Some FZF tricks


If you’re not using fzf it’s worth checking out. It’s a very fast fuzzy-finder which out of the box can do things like search your shell history, find files under the current directory, and change directories.

But the real power of it comes from just being able to feed it a list of strings and be able to interactively filter it before acting on one more more items.

Here’s a few of the things I do with it:

Install the fzf-supplied shell functions, and hit Ctrl-R (in zsh at least) for your command history. Anything already typed is used to pre-load the search line. The selected line is pasted at the prompt so you can edit it before executing it.

Similar to history search, but hit Ctrl-T and fzf pops up with a list of all the files found recursively under the current directory. Use it after typing a command to add it as a parameter.

Finding text in files with The Silver Searcher

This uses the Silver Searcher to build a list of files matching a search pattern, then presents them with fzf. The selected file is opened in vim, and vim is also triggered to populate the location list with all the matches. The cursor is jumped to the matching line.

If there are no matches, you’re returned to your shell prompt, and if there is only one, that’s opened automatically.

This is a shell function.

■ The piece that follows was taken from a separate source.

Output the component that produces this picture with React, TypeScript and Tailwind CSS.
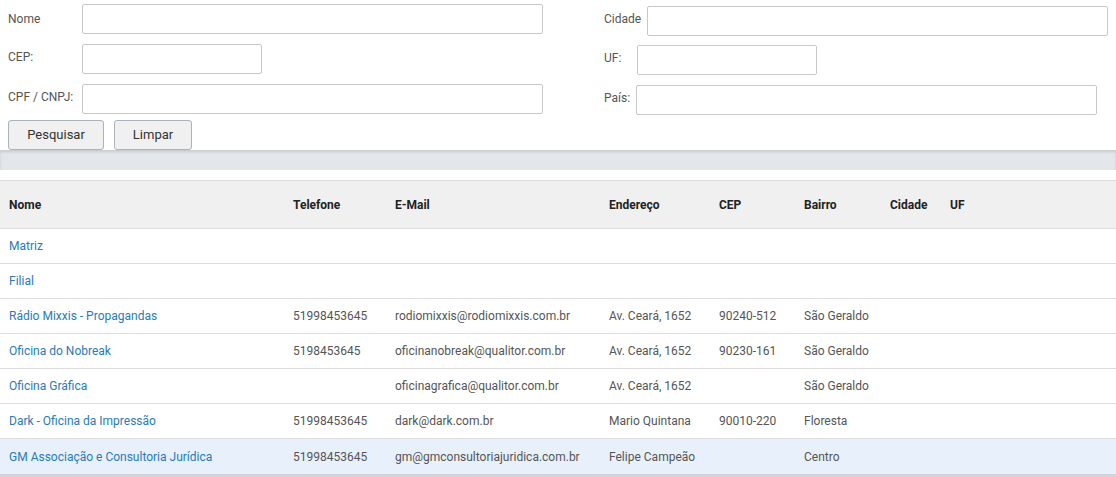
import React from "react";

const rows = [
  ["Matriz", "", "", "", "", ""],
  ["Filial", "", "", "", "", ""],
  ["Rádio Mixxis - Propagandas", "51998453645", "rodiomixxis@rodiomixxis.com.br", "Av. Ceará, 1652", "90240-512", "São Geraldo"],
  ["Oficina do Nobreak", "5198453645", "oficinanobreak@qualitor.com.br", "Av. Ceará, 1652", "90230-161", "São Geraldo"],
  ["Oficina Gráfica", "", "oficinagrafica@qualitor.com.br", "Av. Ceará, 1652", "", "São Geraldo"],
  ["Dark - Oficina da Impressão", "51998453645", "dark@dark.com.br", "Mario Quintana", "90010-220", "Floresta"],
  ["GM Associação e Consultoria Jurídica", "51998453645", "gm@gmconsultoriajuridica.com.br", "Felipe Campeão", "", "Centro"],
];

const cols = "grid grid-cols-[284px_102px_214px_110px_85px_86px_60px_1fr] pl-[9px]";
const inp = "h-[30px] border border-[#c8c8c8] rounded-[2px] bg-white";

export default function App() {
  return (
    <div className="w-[1116px] h-[477px] bg-white text-[12px] text-[#555] overflow-hidden" style={{ fontFamily: "Roboto, 'Liberation Sans', sans-serif" }}>
      <div className="h-[150px] relative">
        <div className="absolute left-0 top-0 w-[560px]">
          <div className="flex items-start mt-[4px]"><span className="w-[82px] pl-[8px] mt-[6px]">Nome</span><div className={`${inp} w-[461px]`} /></div>
          <div className="flex items-center mt-[10px]"><span className="w-[82px] pl-[8px] -mt-[4px]">CEP:</span><div className={`${inp} w-[180px]`} /></div>
          <div className="flex items-center mt-[10px]"><span className="w-[82px] pl-[8px] -mt-[4px]">CPF / CNPJ:</span><div className={`${inp} w-[461px]`} /></div>
          <div className="flex gap-[10px] ml-[8px] mt-[6px]">
            <button className="w-[96px] h-[30px] border border-[#a9b3bd] rounded-[3px] bg-[#f0f0f0] text-[13px] text-[#333]">Pesquisar</button>
            <button className="w-[78px] h-[30px] border border-[#a9b3bd] rounded-[3px] bg-[#f0f0f0] text-[13px] text-[#333]">Limpar</button>
          </div>
        </div>
        <div className="absolute left-[596px] top-0 w-[520px]">
          <div className="flex items-center mt-[6px]"><span className="w-[51px] pl-[8px] -mt-[4px]">Cidade</span><div className={`${inp} w-[461px]`} /></div>
          <div className="flex items-center mt-[9px]"><span className="w-[41px] pl-[8px] -mt-[4px]">UF:</span><div className={`${inp} w-[180px]`} /></div>
          <div className="flex items-center mt-[10px]"><span className="w-[40px] pl-[8px] -mt-[4px]">País:</span><div className={`${inp} w-[461px]`} /></div>
        </div>
      </div>
      <div className="h-[20px] bg-[#e4e7ea] shadow-[inset_0_2px_3px_rgba(0,0,0,0.12)]" />
      <div className="h-[10px]" />
      <div className="border-t border-[#dcdcdc] border-b-[3px] border-b-[#d4d4d4]">
        <div className={`${cols} h-[48px] items-center bg-[#f0f0f0] font-bold text-[#222] border-b border-[#ddd]`}>
          <span>Nome</span><span>Telefone</span><span>E-Mail</span><span>Endereço</span><span>CEP</span><span>Bairro</span><span>Cidade</span><span>UF</span>
        </div>
        {rows.map((r, i) => (
          <div key={i} className={`${cols} h-[35px] items-center ${i === rows.length - 1 ? "bg-[#e8f1fb]" : "border-b border-[#ddd]"}`}>
            <span className="text-[#2a7ab8]">{r[0]}</span>
            <span>{r[1]}</span><span>{r[2]}</span><span>{r[3]}</span><span>{r[4]}</span><span>{r[5]}</span><span /><span />
          </div>
        ))}
      </div>
    </div>
  );
}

You will need the Ag vim plugin installed - if you don’t have it, then remove the +LAg and everything after it.

agvim () {
	CHOICE=$(ag --color $* | fzf -0 -1 --ansi)
	if [ ! -z "$CHOICE" ]
	then
		vim $( echo "$CHOICE" | awk 'BEGIN { FS=":" } { printf "+%d %s\n", $2, $1 } ') +"LAg! '$*'" "+wincmd k"
	fi
}

This does have a minor issue where if you search in a big directory tree, you wait for ag to spit out the list of results for the fzf list, and then when vim starts you have to wait for the script to perform the same search again for the location list. This can probably be improved by teeing the results to a temporary file, and then populate the location list by reading that file. This happens infrequently enough for me to not have invested the time or effort in fixing it.

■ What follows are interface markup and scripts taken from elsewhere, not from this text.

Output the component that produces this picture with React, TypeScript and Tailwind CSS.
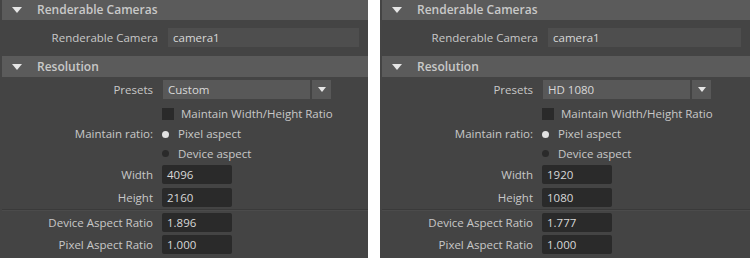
import React from "react";

const font = { fontFamily: '"Open Sans", "Noto Sans", sans-serif' };

function Tri({ className }: { className: string }) {
  return (
    <svg width="10" height="6" viewBox="0 0 10 6" className={className}>
      <polygon points="0,0 10,0 5,6" fill="#e6e6e6" />
    </svg>
  );
}

function Header({ title, h }: { title: string; h: string }) {
  return (
    <div className={`${h} ml-[2px] bg-[#5b5b5b] flex items-center`}>
      <Tri className="ml-[10px]" />
      <span className="ml-[15px] text-[12px] font-semibold text-[#c9c9c9] leading-none">{title}</span>
    </div>
  );
}

function Label({ children }: { children: React.ReactNode }) {
  return (
    <div className="w-[155px] shrink-0 pr-[2px] text-right text-[11.5px] text-[#c8c8c8] leading-none">
      {children}
    </div>
  );
}

function NumRow({ label, value, mt }: { label: string; value: string; mt: string }) {
  return (
    <div className={`${mt} h-[19px] flex items-center`}>
      <Label>{label}</Label>
      <div className="ml-[7px] w-[70px] h-[19px] rounded-[2px] bg-[#2a2a2a] flex items-center pl-[5px] text-[11.5px] text-[#d8d8d8]">
        {value}
      </div>
    </div>
  );
}

function Panel({ preset, w, h, dar }: { preset: string; w: string; h: string; dar: string }) {
  return (
    <div className="h-full bg-[#444444] flex flex-col" style={font}>
      <Header title="Renderable Cameras" h="h-[20px]" />
      <div className="h-[36px] flex items-start">
        <div className="mt-[8px] h-[19px] flex items-center w-full">
          <div className="w-[158px] shrink-0 text-right text-[11.5px] text-[#c8c8c8] leading-none">Renderable Camera</div>
          <div className="ml-[10px] flex-1 mr-[9px] h-[19px] bg-[#4e4e4e] flex items-center pl-[5px] text-[11.5px] text-[#d8d8d8]">
            camera1
          </div>
        </div>
      </div>
      <Header title="Resolution" h="h-[21px]" />
      <div className="mt-[3px] h-[19px] flex items-center">
        <Label>Presets</Label>
        <div className="ml-[8px] w-[147px] h-[19px] bg-[#585858] flex items-center pl-[5px] text-[11.5px] text-[#d8d8d8]">
          {preset}
        </div>
        <div className="ml-[2px] w-[19px] h-[19px] bg-[#585858] flex items-center justify-center">
          <svg width="8" height="5" viewBox="0 0 8 5">
            <polygon points="0,0 8,0 4,5" fill="#e6e6e6" />
          </svg>
        </div>
      </div>
      <div className="mt-[5px] h-[20px] flex items-center">
        <div className="w-[162px] shrink-0" />
        <div className="w-[12px] h-[12px] bg-[#2a2a2a]" />
        <span className="ml-[7px] text-[11.5px] text-[#c8c8c8] leading-none">Maintain Width/Height Ratio</span>
      </div>
      <div className="h-[20px] flex items-center">
        <Label>Maintain ratio:</Label>
        <div className="ml-[7px] w-[7px] h-[7px] rounded-full bg-[#e2e2e2]" />
        <span className="ml-[9px] text-[11.5px] text-[#c8c8c8] leading-none">Pixel aspect</span>
      </div>
      <div className="h-[19px] flex items-center">
        <div className="w-[162px] shrink-0" />
        <div className="w-[7px] h-[7px] rounded-full bg-[#2a2a2a]" />
        <span className="ml-[9px] text-[11.5px] text-[#c8c8c8] leading-none">Device aspect</span>
      </div>
      <NumRow label="Width" value={w} mt="mt-[2px]" />
      <NumRow label="Height" value={h} mt="mt-[4px]" />
      <div className="mt-[2px] ml-[2px] h-[2px] border-t border-[#3a3a3a] border-b-[#4b4b4b] border-b" />
      <NumRow label="Device Aspect Ratio" value={dar} mt="mt-[2px]" />
      <NumRow label="Pixel Aspect Ratio" value="1.000" mt="mt-[3px]" />
    </div>
  );
}

export default function App() {
  return (
    <div className="w-[750px] h-[258px] bg-white flex overflow-hidden">
      <div className="w-[368px] h-full">
        <Panel preset="Custom" w="4096" h="2160" dar="1.896" />
      </div>
      <div className="w-[12px]" />
      <div className="w-[370px] h-full">
        <Panel preset="HD 1080" w="1920" h="1080" dar="1.777" />
      </div>
    </div>
  );
}
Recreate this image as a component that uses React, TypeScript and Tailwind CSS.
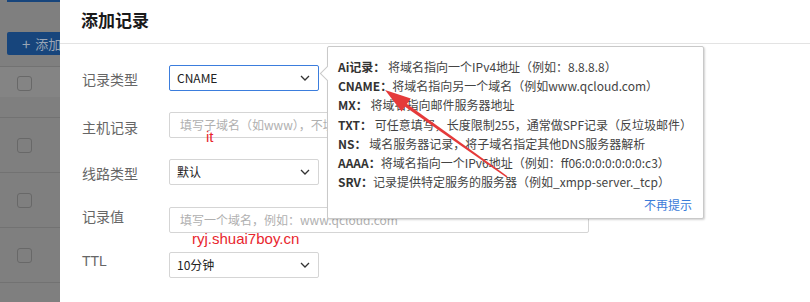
import React from "react";

const cjk = { fontFamily: '"Noto Sans CJK SC", "Noto Sans", sans-serif' };

function Chevron() {
  return (
    <svg width="10" height="6" viewBox="0 0 10 6" className="shrink-0">
      <path d="M1 1 L5 5 L9 1" fill="none" stroke="#333" strokeWidth="1.3" />
    </svg>
  );
}

function Select({ value, active }: { value: string; active?: boolean }) {
  return (
    <div
      className={`flex h-[26px] w-[150px] items-center justify-between rounded-[2px] border pl-[7px] pr-[8px] text-[12px] text-[#222] ${
        active ? "border-[#3b7ddd]" : "border-[#d5d5d5]"
      }`}
    >
      <span>{value}</span>
      <Chevron />
    </div>
  );
}

function Input({ placeholder }: { placeholder: string }) {
  return (
    <div className="flex h-[26px] w-[420px] items-center rounded-[2px] border border-[#d5d5d5] pl-[10px] text-[12px] text-[#b0b0b0]">
      {placeholder}
    </div>
  );
}

function Checkbox() {
  return <div className="h-[15px] w-[15px] rounded-[3px] border border-[#686868]" />;
}

const tipLines: [string, string][] = [
  ["Ai记录：", " 将域名指向一个IPv4地址（例如：8.8.8.8）"],
  ["CNAME：", "将域名指向另一个域名（例如www.qcloud.com）"],
  ["MX：", " 将域名指向邮件服务器地址"],
  ["TXT：", " 可任意填写，长度限制255，通常做SPF记录（反垃圾邮件）"],
  ["NS：", " 域名服务器记录，将子域名指定其他DNS服务器解析"],
  ["AAAA：", "将域名指向一个IPv6地址（例如：ff06:0:0:0:0:0:0:c3）"],
  ["SRV：", "记录提供特定服务的服务器（例如_xmpp-server._tcp）"],
];

export default function App() {
  return (
    <div className="relative flex h-[302px] w-[810px] overflow-hidden bg-white" style={cjk}>
      {/* left dimmed page */}
      <div className="flex w-[60px] shrink-0 flex-col bg-[#7f7f7f]">
        <div className="ml-[7px] h-[2px] bg-[#17457c]" />
        <div className="ml-[7px] mt-[30px] flex h-[26px] items-center overflow-hidden whitespace-nowrap rounded-l-[2px] bg-[#17457c] pl-[15px] text-[13px] text-[#9aa6b6]">
          <span className="mr-[5px] text-[15px] leading-none">+</span>添加
        </div>
        <div className="mt-[11px] flex flex-col">
          <div className="flex h-[31px] items-start border-t border-[#727272] bg-[#848484] pl-[17px] pt-[9px]">
            <Checkbox />
          </div>
          <div className="h-[20px]" />
          {[0, 1, 2].map((i) => (
            <div key={i} className="flex h-[55px] items-center border-t border-[#727272] pl-[17px]">
              <Checkbox />
            </div>
          ))}
          <div className="h-[20px] border-t border-[#727272]" />
        </div>
      </div>

      {/* modal */}
      <div className="relative flex flex-1 flex-col">
        <div className="h-[44px] border-b border-[#e3e3e3] pl-[21px] pt-[9px] text-[17px] font-bold leading-[22px] text-[#1a1a1a]">
          添加记录
        </div>
        <div className="flex flex-col gap-[21px] pl-[22px] pt-[21px] text-[14px] leading-[20px] text-[#666]">
          <div className="flex items-start">
            <div className="mt-[4px] w-[87px]">记录类型</div>
            <Select value="CNAME" active />
          </div>
          <div className="flex items-start">
            <div className="mt-[5px] w-[87px]">主机记录</div>
            <Input placeholder="填写子域名（如www），不填写默认为@" />
          </div>
          <div className="flex items-start">
            <div className="mt-[4px] w-[87px]">线路类型</div>
            <Select value="默认" />
          </div>
          <div className="mt-[1px] flex items-start">
            <div className="-mt-[1px] w-[87px]">记录值</div>
            <Input placeholder="填写一个域名，例如：www.qcloud.com" />
          </div>
          <div className="-mt-[2px] flex items-start">
            <div className="-mt-[1px] w-[87px]" style={{ fontFamily: '"Liberation Sans", sans-serif' }}>TTL</div>
            <Select value="10分钟" />
          </div>
        </div>

        {/* tooltip */}
        <div className="absolute left-[267px] top-[46px] h-[173px] w-[377px] rounded-[2px] border border-[#c9c9c9] bg-white pl-[10px] pr-[10px] pt-[10px] shadow-[1px_1px_2px_rgba(0,0,0,0.18)]">
          <div className="absolute left-[-6px] top-[21px] h-[11px] w-[11px] rotate-45 border-b border-l border-[#c9c9c9] bg-white" />
          <div className="relative text-[12px] leading-[19.2px] text-[#444]">
            {tipLines.map(([k, v]) => (
              <div key={k} className="whitespace-nowrap">
                <span className="font-bold text-[#333]">{k}</span>
                <span>{v}</span>
              </div>
            ))}
            <div className="mt-[4px] pr-[1px] text-right text-[#3a7bd9]">不再提示</div>
          </div>
        </div>
      </div>

      {/* red annotations */}
      <div
        className="absolute left-[206px] top-[127px] text-[15px] leading-[20px] text-[#e8262e]"
        style={{ fontFamily: '"Liberation Sans", sans-serif' }}
      >
        it
      </div>
      <div
        className="absolute left-[192px] top-[229px] text-[15px] leading-[20px] text-[#e8262e]"
        style={{ fontFamily: '"Liberation Sans", sans-serif' }}
      >
        ryj.shuai7boy.cn
      </div>
      <svg className="pointer-events-none absolute left-0 top-0" width="810" height="302" viewBox="0 0 810 302">
        <polygon points="385,90 410.8,98.6 401.6,111.6" fill="#e53a3a" />
        <polygon points="405.3,102.7 403.3,105.5 506.6,177.4 507.4,176.2" fill="#e53a3a" />
      </svg>
    </div>
  );
}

Viewing a list of homebrew formulae to upgrade

After a brew update, try this:

brew outdated | \
fzf -m -n 1 --tac --header='Select formulae to upgrade with tab' | \
xargs brew upgrade

Don’t forget to brew cleanup afterwards.

vim magic

Install the fzf.vim plugin, and it adds commands which give you fzf-powered lists of open buffers, recently opened files, command and search history and more.